Гомер и жизнь, связанные в «Филебе» несовершенствам человеческой природы, падкой до наслаждений и помешанной в мире неточностей, мало способной к восприятию вечных истин и остро нуждающейся в истинах, примененных к скоротечной земной неправильности, в «Государстве» связываются еще раз удивительной силой правдоподобия, которую открыл в Гомере Платон взамен той истины, которой не находили у Гомера первые философы и которой, по убеждению Платона, там попросту не следовало искать.

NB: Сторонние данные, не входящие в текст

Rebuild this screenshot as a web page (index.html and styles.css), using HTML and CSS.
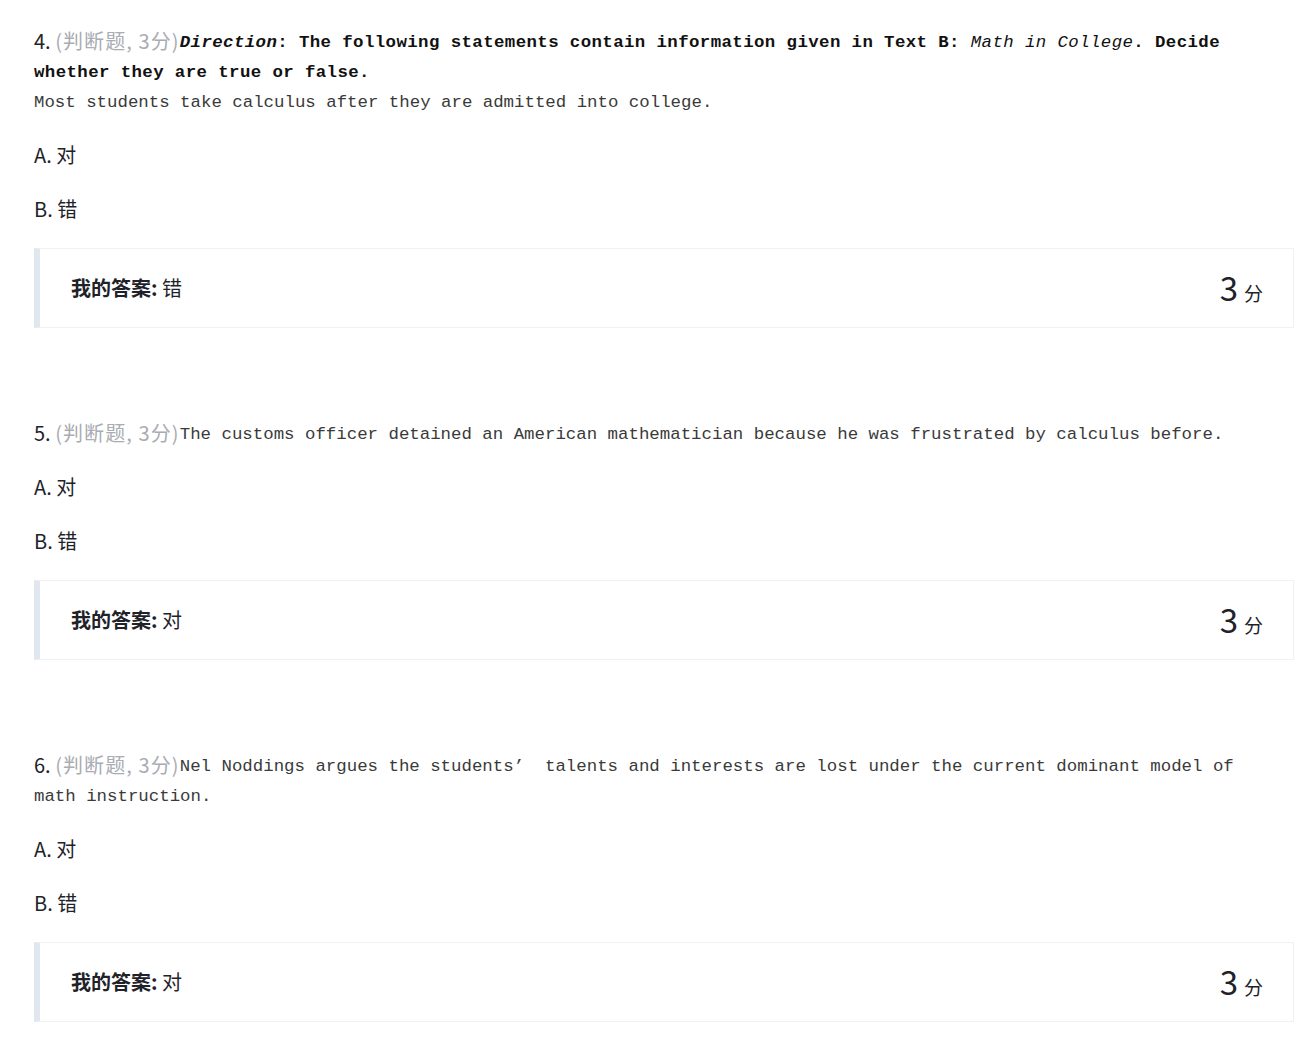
FILE: index.html
```html
<!DOCTYPE html>
<html lang="zh-CN">
<head>
<meta charset="utf-8">
<title>判断题</title>
<link rel="stylesheet" href="styles.css">
</head>
<body>
<div class="page">
  <section class="question">
    <div class="title"><span class="num">4.</span> <span class="type">(判断题, 3分)</span><span class="strong"><em>Direction</em>: The following statements contain information given in Text B: <em class="light">Math in College</em>. Decide whether they are true or false.</span><br><span class="mono">Most students take calculus after they are admitted into college.</span></div>
    <div class="option">A. 对</div>
    <div class="option">B. 错</div>
    <div class="answer">
      <div class="mine"><b>我的答案:</b> 错</div>
      <div class="score"><span class="pts">3</span> <span class="unit">分</span></div>
    </div>
  </section>
  <section class="question">
    <div class="title"><span class="num">5.</span> <span class="type">(判断题, 3分)</span><span class="mono">The customs officer detained an American mathematician because he was frustrated by calculus before.</span></div>
    <div class="option first">A. 对</div>
    <div class="option">B. 错</div>
    <div class="answer">
      <div class="mine"><b>我的答案:</b> 对</div>
      <div class="score"><span class="pts">3</span> <span class="unit">分</span></div>
    </div>
  </section>
  <section class="question">
    <div class="title"><span class="num">6.</span> <span class="type">(判断题, 3分)</span><span class="mono">Nel Noddings argues the students’&nbsp; talents and interests are lost under the current dominant model of math instruction.</span></div>
    <div class="option first">A. 对</div>
    <div class="option">B. 错</div>
    <div class="answer">
      <div class="mine"><b>我的答案:</b> 对</div>
      <div class="score"><span class="pts">3</span> <span class="unit">分</span></div>
    </div>
  </section>
</div>
</body>
</html>
```
FILE: styles.css
```css
html, body {
  margin: 0;
  padding: 0;
  background: #ffffff;
}
.page {
  padding: 26px 14px 0 34px;
  font-family: "Noto Sans CJK SC", "Noto Sans", sans-serif;
  color: #1f2329;
}
.question {
  margin-bottom: 90px;
}
.title {
  line-height: 30px;
  padding-right: 30px;
  margin-bottom: 24px;
  font-size: 20px;
}
.title span,
.title em {
  line-height: 16px;
}
.num {
  font-size: 20px;
  color: #1f2329;
}
.type {
  font-size: 20px;
  color: #a9acb2;
  letter-spacing: 1.1px;
}
.mono {
  font-family: "Liberation Mono", "DejaVu Sans Mono", monospace;
  font-size: 17.4px;
  color: #3a3a3a;
  vertical-align: 2px;
}
.strong {
  font-family: "Liberation Mono", "DejaVu Sans Mono", monospace;
  font-size: 17.4px;
  font-weight: bold;
  color: #111111;
  letter-spacing: 0.4px;
  vertical-align: 2px;
}
.strong em.light {
  font-weight: normal;
}
.option {
  font-size: 20px;
  line-height: 30px;
  margin-bottom: 24px;
  color: #1f2329;
}
.option.first {
  margin-top: 1px;
}
.answer {
  display: flex;
  justify-content: space-between;
  align-items: center;
  height: 80px;
  box-sizing: border-box;
  border: 1px solid #f0f1f3;
  border-left: 6px solid #e1e7ef;
  padding: 0 30px 0 31px;
}
.mine {
  font-size: 20px;
  line-height: 30px;
  color: #1f2329;
}
.mine b {
  font-weight: bold;
}
.score {
  display: flex;
  align-items: baseline;
  gap: 6px;
}
.pts {
  font-size: 33px;
  line-height: 1;
  color: #1f2329;
}
.unit {
  font-size: 19px;
  color: #1f2329;
}
```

Верность жизни — а в ней Гомер не имеет себе равных — должна быть правдоподобием, не претендуя на большее, но и в полной мере отвечая этому высокому критерию: правдоподобие Платон понимает как подобие истины, ее уменьшенный образ, сохраняющий тем не менее пропорциональное отношение к этой истине. На таком фундаменте строится специфически платоновский реализм: бытовые или природные детали точны до натуралистичности, общая картина насквозь фантастична и рациональна, однако при этом неизменно настолько правдоподобна, что в течение многих веков заставляла не только читателей верить в то, что платоновские диалоги когда-то действительно состоялись между живыми собеседниками, но и ученых искать за их условными персонажами реальные исторические лица или прототипы. А между тем правдоподобие, идущее от искусного подражания жизни, не составляет в глазах Платона достоинства искусства. Напротив, правдоподобие, происходящее от знания жизни, от умения в жизненных образах видеть их истинные прообразы, — вот достойный предмет философской Музы и трудно представить, чтобы в собственной художественной деятельности Платон стремился к ремесленническому, а не к философскому совершенству поэзии.